Here’s a story I laughed right away when Jay Are told me. My father’s construction company was doing work at a gas station in south Marquette. He sees Jay Are with a shovel in his hands so he orders him to quit standing around and to start shoveling dirt. Jay Are says no. My father says no, than you’re fired! Jay Are tells my father he can’t fire him. Why, he asks already to send him home without his lunch. Jay Are replies, you’re not my boss, I don’t work for you. I work for the gas station. I guess you can’t fire everyone.
In 1994 I quit working for my father. I loved the job. I learned a lot working for him, not just the 4 years after the accident, but the 9 years before it as well. I was placed in positions of responsibility that most people never get. I was trained to be a leader from day one and failure wasn’t an option.
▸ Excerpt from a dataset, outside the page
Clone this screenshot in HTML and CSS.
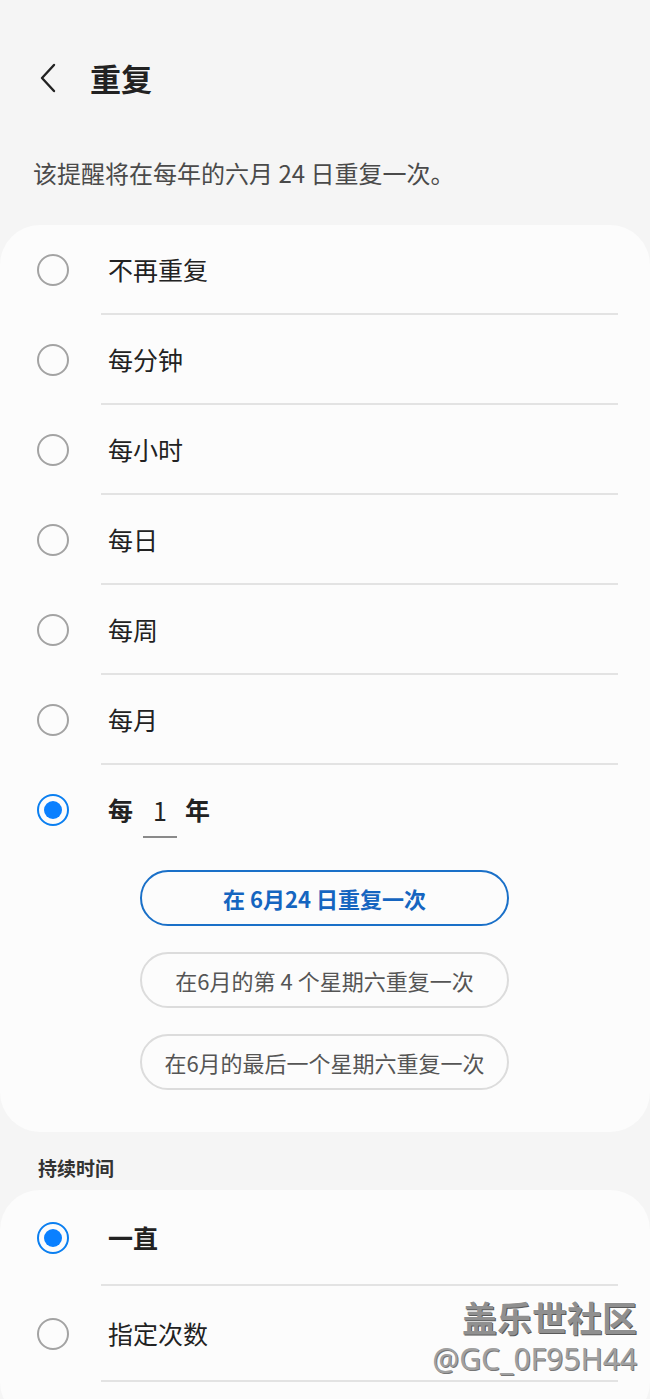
FILE: index.html
```html
<!DOCTYPE html>
<html lang="zh-CN">
<head>
    <meta charset="UTF-8">
    <meta name="viewport" content="width=device-width, initial-scale=1.0">
    <title>重复</title>
    <link rel="stylesheet" href="styles.css">
</head>
<body>
    <div class="top-bar">
        <svg class="back" width="24" height="32" viewBox="0 0 24 32">
            <path d="M17 3 L5 16 L17 29" fill="none" stroke="#222" stroke-width="2.4" stroke-linecap="round" stroke-linejoin="round"/>
        </svg>
        <h1>重复</h1>
    </div>

    <p class="summary">该提醒将在每年的六月 24 日重复一次。</p>

    <!-- Repeat options -->
    <div class="card">
        <div class="option">
            <div class="radio-cell"><span class="radio"></span></div>
            <div class="option-body">不再重复</div>
        </div>
        <div class="option">
            <div class="radio-cell"><span class="radio"></span></div>
            <div class="option-body">每分钟</div>
        </div>
        <div class="option">
            <div class="radio-cell"><span class="radio"></span></div>
            <div class="option-body">每小时</div>
        </div>
        <div class="option">
            <div class="radio-cell"><span class="radio"></span></div>
            <div class="option-body">每日</div>
        </div>
        <div class="option">
            <div class="radio-cell"><span class="radio"></span></div>
            <div class="option-body">每周</div>
        </div>
        <div class="option">
            <div class="radio-cell"><span class="radio"></span></div>
            <div class="option-body">每月</div>
        </div>
        <div class="option last">
            <div class="radio-cell"><span class="radio checked"></span></div>
            <div class="option-body bold">
                <span>每</span>
                <span class="year-input">1</span>
                <span>年</span>
            </div>
        </div>
        <div class="choices">
            <button class="choice active">在 6月24 日重复一次</button>
            <button class="choice">在6月的第 4 个星期六重复一次</button>
            <button class="choice">在6月的最后一个星期六重复一次</button>
        </div>
    </div>

    <div class="section-label">持续时间</div>

    <!-- Duration -->
    <div class="card duration">
        <div class="option">
            <div class="radio-cell"><span class="radio checked"></span></div>
            <div class="option-body bold">一直</div>
        </div>
        <div class="option">
            <div class="radio-cell"><span class="radio"></span></div>
            <div class="option-body">指定次数</div>
        </div>
    </div>

    <div class="watermark">
        <div class="wm-title">盖乐世社区</div>
        <div class="wm-id">@GC_0F95H44</div>
    </div>
</body>
</html>
```

FILE: styles.css
```css
* { margin: 0; padding: 0; box-sizing: border-box; }
body {
    font-family: "Noto Sans CJK SC", "Noto Sans", sans-serif;
    background: #f5f5f5;
    color: #222;
    width: 650px;
    min-height: 1399px;
    position: relative;
    overflow: hidden;
}
.top-bar {
    display: flex;
    align-items: center;
    height: 56px;
    margin-top: 50px;
    padding-left: 37px;
}
.back { display: block; }
h1 { font-size: 31px; font-weight: bold; margin-left: 29px; line-height: 56px; color: #222; }
.summary {
    font-size: 24px;
    line-height: 32px;
    color: #4a4a4a;
    margin: 51px 0 36px 33px;
}
.card {
    background: #fcfcfc;
    border-radius: 40px;
    padding-bottom: 42px;
}
.option { display: flex; height: 90px; }
.radio-cell { width: 101px; display: flex; align-items: center; padding-left: 37px; }
.radio {
    width: 32px;
    height: 32px;
    border-radius: 50%;
    border: 2px solid #a3a3a3;
    display: flex;
    align-items: center;
    justify-content: center;
}
.radio.checked { border-color: #0b7ff0; }
.radio.checked::after {
    content: "";
    width: 18px;
    height: 18px;
    border-radius: 50%;
    background: #0a80ff;
}
.option-body {
    flex: 1;
    display: flex;
    align-items: center;
    padding-left: 7px;
    margin-right: 32px;
    font-size: 25px;
    border-bottom: 2px solid #e3e3e3;
}
.option.last .option-body { border-bottom: none; height: 88px; }
.option-body.bold { font-weight: bold; }
.year-input {
    display: inline-block;
    width: 34px;
    margin: 12px 8px 0 10px;
    padding-bottom: 8px;
    text-align: center;
    font-weight: normal;
    border-bottom: 2px solid #8a8a8a;
}
.choices {
    display: flex;
    flex-direction: column;
    gap: 26px;
    padding-left: 140px;
    margin-top: 15px;
}
.choice {
    width: 369px;
    height: 56px;
    border-radius: 28px;
    border: 2px solid #dcdcdc;
    background: transparent;
    font-family: inherit;
    font-size: 22px;
    color: #555;
}
.choice.active {
    border-color: #1a70c8;
    color: #1565c0;
    font-weight: bold;
}
.section-label {
    font-size: 19px;
    font-weight: bold;
    color: #333;
    line-height: 26px;
    margin: 23px 0 9px 38px;
}
.duration { padding-bottom: 40px; }
.duration .option { height: 96px; }
.watermark {
    position: absolute;
    right: 13px;
    top: 1295px;
    text-align: right;
    color: #909090;
    text-shadow: 1px 1px 0 #5a5a5a, -1px -1px 0 #fff;
}
.wm-title { font-size: 35px; font-weight: bold; line-height: 44px; }
.wm-id { font-family: "Noto Sans", sans-serif; font-size: 30px; line-height: 40px; color: #a0a0a0; text-shadow: 1px 1px 0 #777; }
```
That training, the never say I can’t became so important when I broke my neck.
The Road Not Taken
Two roads diverged in a yellow wood,
And sorry I could not travel both
And be one traveler, long I stood
And looked down one as far as I could
To where it bent in the undergrowth;
Then took the other, as just as fair,
And having perhaps the better claim
Because it was grassy and wanted wear,
Though as for that the passing there
Had worn them really about the same,
And both that morning equally lay
In leaves no step had trodden black.
Oh, I marked the first for another day!
Yet knowing how way leads on to way
I doubted if I should ever come back.
I shall be telling this with a sigh
Somewhere ages and ages hence:
Two roads diverged in a wood, and I,
I took the one less traveled by,
And that has made all the difference.